In a letter sent last week to Justice Minister Shaikh Dr Mohammed bin ‘Abdul ‘Aziz al-‘Issa, Amnesty International urged the Saudi Arabian authorities to investigate the serious allegations of abuse made by L P Ariyawathie against her employers in Saudi Arabia and to ensure that those responsible are brought to justice in accordance with international fair trial standards and without recourse to corporal punishment, and that she receives reparation for the injury she has suffered.

The investigation should also examine whether the Saudi Arabian police or other authorities were informed of L P Ariyawathie’s allegations before her return to Sri Lanka and what action, if any, was taken in response. Any police officers or other officials who learnt of the alleged abuse but failed to take action should also be held accountable.

L P Ariyawathie’s allegations have highlighted the long-standing problems faced by domestic workers – many of them women from developing countries in Asia – in Saudi Arabia.
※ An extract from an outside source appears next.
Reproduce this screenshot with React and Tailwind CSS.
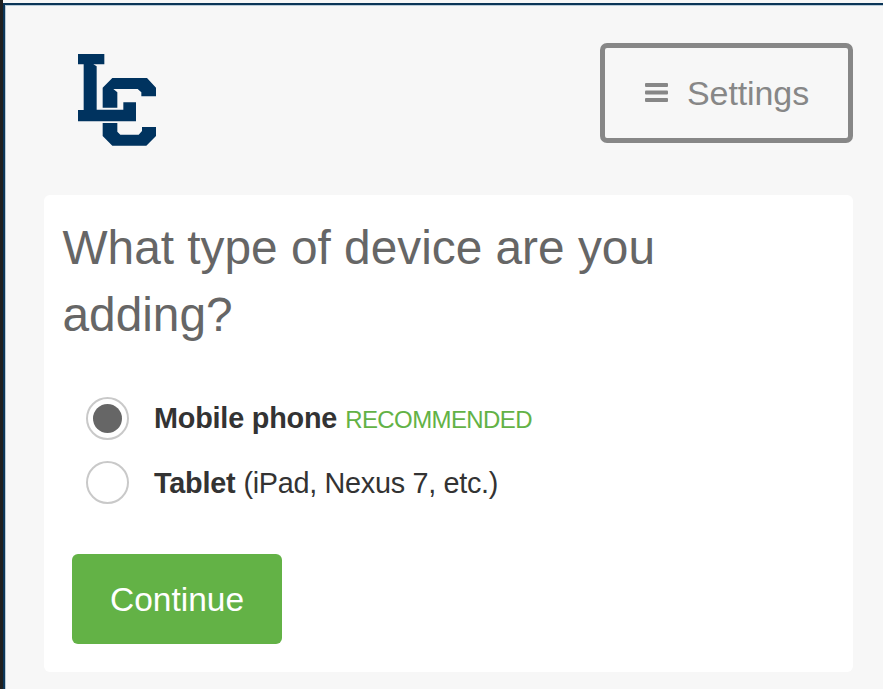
import { useState } from 'react'

const DEVICES = [
    { id: 'phone', name: 'Mobile phone', tag: 'RECOMMENDED' },
    { id: 'tablet', name: 'Tablet', note: '(iPad, Nexus 7, etc.)' },
]

function Logo() {
    return (
        <svg className="w-[78px] h-[92px]" viewBox="36 31 234 276" fill="#00335f" aria-label="LC">
            <path d="M36 31H115V62H82L92 68V198H172V176H210V233H36V199H53V62H36Z" />
            <path d="M110 192V132L139 103H243L270 132V158H226V146L215 136H142L154 146V192Z" />
            <path d="M110 238H154V264L163 273H218L228 262V250H270V277L241 306H139L110 277Z" />
        </svg>
    )
}

function MenuIcon() {
    return (
        <svg className="w-[23px] h-[20px]" viewBox="0 0 23 20" fill="#878787">
            <rect x="0" y="0" width="23" height="4" rx="1" />
            <rect x="0" y="7.5" width="23" height="4" rx="1" />
            <rect x="0" y="15" width="23" height="4" rx="1" />
        </svg>
    )
}

function DeviceOption({ device, checked, onSelect }) {
    return (
        <label className="flex h-[64px] items-center cursor-pointer">
            <input type="radio" name="device" className="sr-only" checked={checked} onChange={onSelect} />
            <span className="flex size-[43px] shrink-0 items-center justify-center rounded-full border-2 border-[#c9c9c9] bg-white">
                {checked && <span className="size-[29px] rounded-full bg-[#666666]" />}
            </span>
            <span className="ml-[25px] pt-[2px] whitespace-nowrap text-[28.8px] leading-[62px] text-[#333333]">
                <b className="tracking-[-0.2px]">{device.name}</b>{' '}
                {device.tag && <span className="text-[24px] tracking-[-0.6px] text-[#63b246]">{device.tag}</span>}
                {device.note && <span className="tracking-[-0.3px]">{device.note}</span>}
            </span>
        </label>
    )
}

export default function App() {
    const [selected, setSelected] = useState('phone')

    return (
        <div className="h-[689px] w-[883px] overflow-hidden bg-[#f7f7f7] border-l-3 border-[#202020] pt-[3px] font-['Liberation_Sans',Arial,sans-serif]">
            <div className="h-full border-t-2 border-l-2 border-[#0b3557]">
                <div className="h-full border-t border-l border-[#b9cbd8] pl-[37.5px] pr-[30px]">
                    <header className="flex h-[137px] justify-between pt-[37px]">
                        <div className="pl-[34.5px] pt-[11px]">
                            <Logo />
                        </div>
                        <button className="flex h-[100px] w-[253px] items-center rounded-[7px] border-5 border-[#878787] pl-[40px] text-[34px] text-[#878787]">
                            <MenuIcon />
                            <span className="ml-[19px] tracking-[-0.1px]">Settings</span>
                        </button>
                    </header>

                    <main className="mt-[52px] h-[477px] rounded-[6px] bg-white pl-[19px] pt-[20px]">
                        <h1 className="w-[640px] text-[47.8px] leading-[66.5px] text-[#666666]">
                            What type of device are you adding?
                        </h1>
                        <div className="mt-[38px] pl-[23.5px]">
                            {DEVICES.map(d => (
                                <DeviceOption
                                    key={d.id}
                                    device={d}
                                    checked={selected === d.id}
                                    onSelect={() => setSelected(d.id)}
                                />
                            ))}
                        </div>
                        <button className="ml-[9.5px] mt-[40px] h-[90px] w-[210px] rounded-[6px] bg-[#63b246] pt-[2px] text-[33.5px] text-white">
                            Continue
                        </button>
                    </main>
                </div>
            </div>
        </div>
    )
}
They face the same discriminatory judicial practices as Saudi Arabian women but are more vulnerable as they also face language difficulties and the reality of being alone in a foreign land with no relatives to turn to for help and support. Such domestic workers are especially vulnerable to violence and exploitation by their employers and have little or no recourse against such abuse.

More needs to be done also by the authorities in the main labour supplier countries such as Sri Lanka to ensure that their nationals are adequately protected from abuses in the states to which they go to work and are afforded access to justice and reparation when they are subject to abuse. Some state authorities have recognized this and identified a need for effective monitoring and protection mechanisms to be established in labour receiving countries – as set out, for example, in Sri Lanka’s National Labour Migration Policy of 2008 – but, as yet, little has been done to put such measures in place.